Verkehrsminister Dobrindt signalisierte grundsätzlich Zustimmung. Grubes Pläne gingen in die richtige Richtung. "Der Bund als Eigentümer der DB AG unterstützt alle Maßnahmen, die die Bahn zukunftsfest machen", sagte er. Entsprechend positiv votierten die vom Bundesverkehrs- und Bundesfinanzministerium gestellten Aufsichtsratsmitglieder, während die von der SPD gestellten  Aufsichtsräte dies eher kritisch sehen.

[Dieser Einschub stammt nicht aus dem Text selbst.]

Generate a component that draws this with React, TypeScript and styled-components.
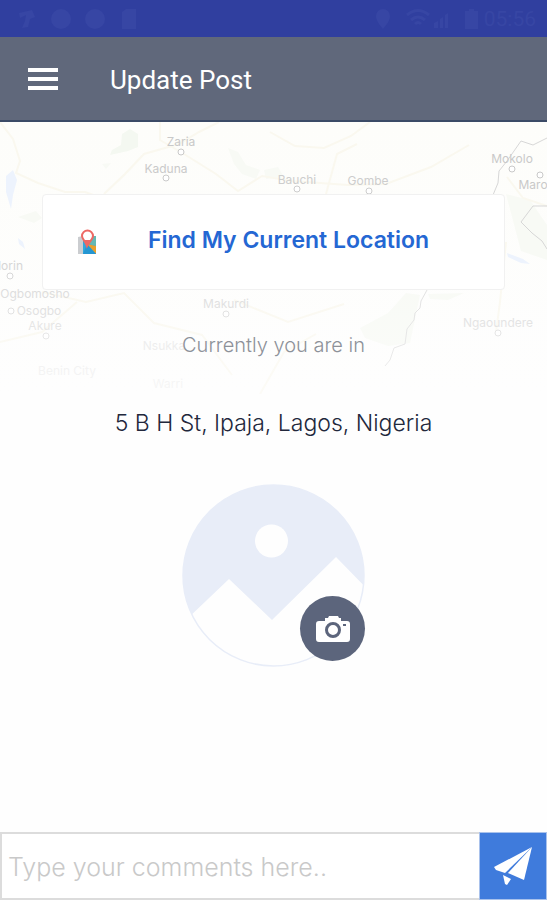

Weniger überzeugt von den neuen Strukturen zeigen sich auch die Grünen. Straffere Strukturen und mehr Effizienz zu schaffen, das würde die Öffentlichkeit angesichts sinkender Gewinne erwarten. Ein Rettungsprogramm für die Deutsche Bahn sei das allerdings nicht. Stattdessen sollten endlich Fahrgäste und Güter zuverlässig befördert werden und nicht "ausgediente Spitzenpolitiker", erklärte Matthias Gastel, bahnpolitischer Sprecher der Grünen. "Zumal Herr Pofalla seine Qualifikation für das Vorstandsamt noch gar nicht unter Beweis stellen konnte."

Das Sechs-Punkte-Programm

  1. Beendigung der doppelten Holdingstruktur von DB Mobility Logistics (DB ML) und Deutsche Bahn – die DB ML AG wird aufgelöst
  2. Verkleinerung des Konzernvorstands von acht auf sechs Mitglieder
  3. Neue Zuordnung der bisherigen Ressorts Technik und Umwelt
  4. Neue Geschäftsverteilung im Vorstand
  5. Neuordnung der Servicefunktionen und internen Dienstleistungen
  6. Teilprivatisierung von DB Schenker Logistics und Arriva als Option

Das neue Management

Die künftigen Ressorts und ihre Chefs bei der Deutschen Bahn

Vorstandsvorsitzender: Dr. Rüdiger Grube;
Finanzen/Con­trolling: Dr. Richard Lutz;
Personal: Ulrich Weber;
Wirtschaft, Recht und Regulierung einschließlich der Bereiche Compliance und Konzernsicherheit: Ronald Pofalla, bisher Generalbevollmächtigter und Bahn-Cheflobbyist;
Verkehr und Transport, inklusive Schenker Rail: Bertold Huber, bisher Vorstand Fernverkehr;
Infrastruktur, Dienstleistungen und Technik: Dr. Volker Kefer, zugleich neuer stellvertretender Vorstandsvorsitzender.


Die bisherigen Vorstände Dr. Karl-Friedrich Rausch, Ulrich Homburg, Gerd Brecht und Dr. Heike Hanagarth sind zum 31. Juli ausgeschieden.